Emerging impacts of the ILRI CapDev Grand Challenge
More than ever before, researchers globally are getting challenged and feeling the pressure to go beyond contributing new research evidence and visibly demonstrate their contribution to development outcomes and impacts by deploying their scientific evidence to influence decision makers in governments, funding agencies, policy making institutions and other entities in the agri-food systems landscape.
In 2019, the International Livestock Research Institute (ILRI) launched the Capacity Development (CapDev) Grand Challenge, a process for growing transformational next-generation
livestock sector professionals. The Challenge targets the 200+ graduate students and researchers from National Agricultural Research Systems (NARS) who are embedded annually in ILRI research projects and initiatives. They spend periods ranging from a few months up to three years conducting part of their thesis research, under collaborative arrangement between ILRI and NARS, training through internship, or simply accessing ILRI’s research facilities not available at their home organizations.
The primary focus of the CapDev Grand Challenge is to grow influencers, and is intentionally designed to complement the hard/technical capacity development that the trainees acquire from research programs and initiatives. The process is designed to equip the early-career researchers with soft/social/interpersonal skills they need to be effective research leaders and influencers in the future. It is integral to ILRI’s project and initiative Theory of Change.
The CapDev Grand Challenge process comprises four interlinked phases that reinforce each other. The first phase is a research pitching contest, designed to raise self-awareness about the Challenge and set the tempo for the next three steps. The second phase, ten courses in ten months (10-in-10), is the core of the CapDev Grand Challenge. It comprises delivery of tailor-made short courses that hone soft/social/ interpersonal skills. In addition to the training courses, participants receive mentorship from renowned global leaders in diverse fields and regions across the globe. They talk about their career paths, success and challenges in leadership, and give broad-ranging advice. International exposure is a key component of the mentorship process, and participants are supported to attend international events.

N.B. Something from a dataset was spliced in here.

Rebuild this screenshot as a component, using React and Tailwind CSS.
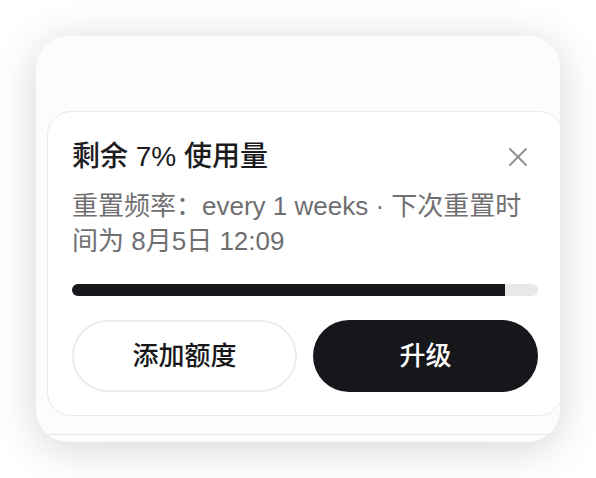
import React from 'react';

// Usage-limit card: remaining quota, reset schedule, progress bar and two actions.
const usage = {
  remaining: 7,
  period: 'every 1 weeks',
  nextReset: '8月5日 12:09',
};

function CloseIcon() {
  return (
    <svg width="18" height="18" viewBox="0 0 18 18" fill="none" stroke="#8e8e8e" strokeWidth="1.8" strokeLinecap="round">
      <path d="M1 1L17 17" />
      <path d="M17 1L1 17" />
    </svg>
  );
}

export default function App() {
  const used = 100 - usage.remaining;

  return (
    <div className="min-h-screen bg-white pt-[36px] pl-[36px] font-['Liberation_Sans','Noto_Sans_CJK_SC',sans-serif]">
      <div className="w-[524px] h-[406px] flex flex-col overflow-hidden rounded-[32px] bg-[#fcfcfc] shadow-[0_6px_44px_rgba(0,0,0,0.17)]">
        {/* Empty header area above the card */}
        <div className="h-[75px] flex-shrink-0" />

        <div className="pl-[11px] flex-shrink-0">
          <div className="w-[516px] rounded-[24px] border border-[#e9e9e9] bg-white px-[24px] pt-[27px] pb-[23px]">
            <div className="flex items-center justify-between">
              <p className="text-[28px] leading-[36px] font-medium text-[#1c1c1e]">
                剩余 {usage.remaining}% 使用量
              </p>
              <button className="mr-[11px] flex items-center justify-center" title="关闭">
                <CloseIcon />
              </button>
            </div>

            <p className="mt-[14px] text-[26px] leading-[35px] text-[#6f6f72]">
              重置频率：{usage.period} · 下次重置时间为 {usage.nextReset}
            </p>

            <div className="mt-[25px] h-[12px] w-full overflow-hidden rounded-full bg-[#e8e8e8]">
              <div className="h-full bg-[#17181c]" style={{ width: `${used}%` }} />
            </div>

            <div className="mt-[24px] grid grid-cols-2 gap-4">
              <button className="h-[72px] rounded-full border-2 border-[#ececec] bg-white text-[26px] font-medium text-[#18181b]">
                添加额度
              </button>
              <button className="h-[72px] rounded-full bg-[#16171b] text-[26px] font-medium text-white">
                升级
              </button>
            </div>
          </div>
        </div>

        <div className="mt-[18px] flex-1 border-t border-[#e6e6e6]" />
      </div>
    </div>
  );
}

Third is the deployment and multiplier phase, during which the trainees deploy soft skills in their professional life and work environment, while remaining connected virtually with their peers, the contest judges, ILRI scientists, 10-in-10 trainers and the capacity development team. They share experiences and challenge each other, and are remotely supported and strategically connected to diverse opportunities for continued professional development. The fourth phase involves impact tracking through a multipronged approach, including continuous engagement to capture their experiences, any challenges, success stories and inspiring personal testimonies; virtual personal reflection and experience sharing workshops, through comprehensive online surveys.